Article published In: Approaches to grammar for interactional linguistics
[Pragmatics 23:3] 2013
► pp. 389–402
Silent and semi-silent arguments in the graphic novel
Available under the Creative Commons Attribution-NonCommercial (CC BY-NC) 4.0 license.
Published online: 1 September 2013
https://doi.org/10.1075/prag.23.3.01adl
https://doi.org/10.1075/prag.23.3.01adl
This study focuses on the iconographic channel of the graphic novel as a particular occurrence of silence. In Comics, images provide not only the data required for the development of narration; they also render available the concrete circumstances of the enunciation and often orient the reader towards the identification of language in action, or towards the selection of a particular communicative intention, a process which coincides with Saville-Troike’s silences carrying illocutionary force and perlocutionary effect (1985), or with Kurzon’s silences – intentional signifiers alternating with an utterable signified.

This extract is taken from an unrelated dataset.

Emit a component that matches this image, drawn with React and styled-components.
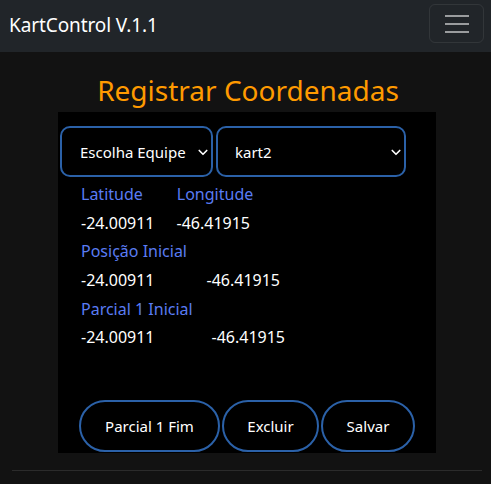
import React from "react";
import styled, { createGlobalStyle } from "styled-components";

const Global = createGlobalStyle`
  html, body { margin: 0; padding: 0; background: #121212; }
  body { font-family: "Noto Sans", "Open Sans", sans-serif; color: #fff; }
  * { box-sizing: border-box; }
`;

const Nav = styled.nav`
  height: 52px;
  background: #212529;
  display: flex;
  align-items: center;
  justify-content: space-between;
  padding: 0 7px 0 9px;
`;

const Brand = styled.div`
  font-size: 19px;
  color: #fff;
  letter-spacing: -0.1px;
  margin-top: -3px;
`;

const Toggler = styled.button`
  width: 55px;
  height: 39px;
  margin-top: -5px;
  background: transparent;
  border: 1px solid rgba(255, 255, 255, 0.08);
  border-radius: 6px;
  display: flex;
  flex-direction: column;
  align-items: center;
  justify-content: center;
  gap: 6px;
  padding: 0;
`;

const Bar = styled.span`
  display: block;
  width: 24px;
  height: 2px;
  background: #9a9c9e;
`;

const Main = styled.main`
  display: flex;
  flex-direction: column;
  align-items: flex-start;
  padding-left: 58px;
`;

const Title = styled.h1`
  width: 378px;
  margin: 0;
  height: 60px;
  display: flex;
  align-items: flex-end;
  justify-content: center;
  font-weight: 400;
  font-size: 28px;
  line-height: 34px;
  color: #ff9a00;
  padding: 0 0 5px 2px;
`;

const Panel = styled.section`
  width: 378px;
  height: 341px;
  background: #000;
  display: flex;
  flex-direction: column;
  padding: 14px 0 1px 2px;
`;

const SelectRow = styled.div`
  display: flex;
  gap: 3px;
`;

const Select = styled.div`
  width: ${(p) => p.$w}px;
  height: 51px;
  border: 2px solid #2b61a8;
  border-radius: 10px;
  display: flex;
  align-items: center;
  justify-content: space-between;
  padding: 0 2px 0 ${(p) => p.$pl}px;
  font-size: 15px;
  color: #fff;
`;

const Info = styled.div`
  display: flex;
  flex-direction: column;
  padding-left: 21px;
  margin-top: 3px;
`;

const Line = styled.div`
  display: flex;
  height: 28.6px;
  align-items: center;
  font-size: 16px;
  color: ${(p) => (p.$label ? "#5a7cf3" : "#fff")};
`;

const Second = styled.span`
  margin-left: ${(p) => p.$ml}px;
`;

const Buttons = styled.div`
  margin-top: auto;
  display: flex;
  gap: 2px;
  padding-left: 19px;
`;

const Pill = styled.button`
  width: ${(p) => p.$w}px;
  height: 52px;
  border: 2px solid #2b61a8;
  border-radius: 26px;
  background: #000;
  color: #fff;
  font-family: inherit;
  font-size: 15px;
  padding: 0;
`;

const Footer = styled.hr`
  margin: 17px 9px 0 12px;
  border: 0;
  border-top: 1px solid #2b2b2b;
`;

const Chevron = () => (
  <svg width="12" height="12" viewBox="0 0 16 16">
    <path d="M3 6l5 5 5-5" fill="none" stroke="#fff" strokeWidth="2.2" strokeLinecap="round" strokeLinejoin="round" />
  </svg>
);

export default function App() {
  return (
    <>
      <Global />
      <Nav>
        <Brand>KartControl V.1.1</Brand>
        <Toggler aria-label="menu">
          <Bar />
          <Bar />
          <Bar />
        </Toggler>
      </Nav>
      <Main>
        <Title>Registrar Coordenadas</Title>
        <Panel>
          <SelectRow>
            <Select $w={153} $pl={18}>
              Escolha Equipe <Chevron />
            </Select>
            <Select $w={190} $pl={17}>
              kart2 <Chevron />
            </Select>
          </SelectRow>
          <Info>
            <Line $label>
              Latitude<Second $ml={34}>Longitude</Second>
            </Line>
            <Line>
              -24.00911<Second $ml={22}>-46.41915</Second>
            </Line>
            <Line $label>Posição Inicial</Line>
            <Line>
              -24.00911<Second $ml={52}>-46.41915</Second>
            </Line>
            <Line $label>Parcial 1 Inicial</Line>
            <Line>
              -24.00911<Second $ml={57}>-46.41915</Second>
            </Line>
          </Info>
          <Buttons>
            <Pill $w={141}>Parcial 1 Fim</Pill>
            <Pill $w={97}>Excluir</Pill>
            <Pill $w={94}>Salvar</Pill>
          </Buttons>
        </Panel>
      </Main>
      <Footer />
    </>
  );
}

Through the analysis of concrete scenes taken from three graphic novels dealing with sociopolitical contexts of conflict – Satrapi’s Persepolis (2000), Folman and Polonsky’s Waltz with Bashir (2009) and Sacco’s Palestine (2007) – we identify two different sets of arguments: (1) semi-silent arguments resulting from the interplay between verbal and visual language & (2) silent arguments emerging within an entirely visual, extra-linguistic scene, where images alone regulate the quantity or the quality of information given at a certain point of narration with the aim of leading the addressee to a certain tacit conclusion.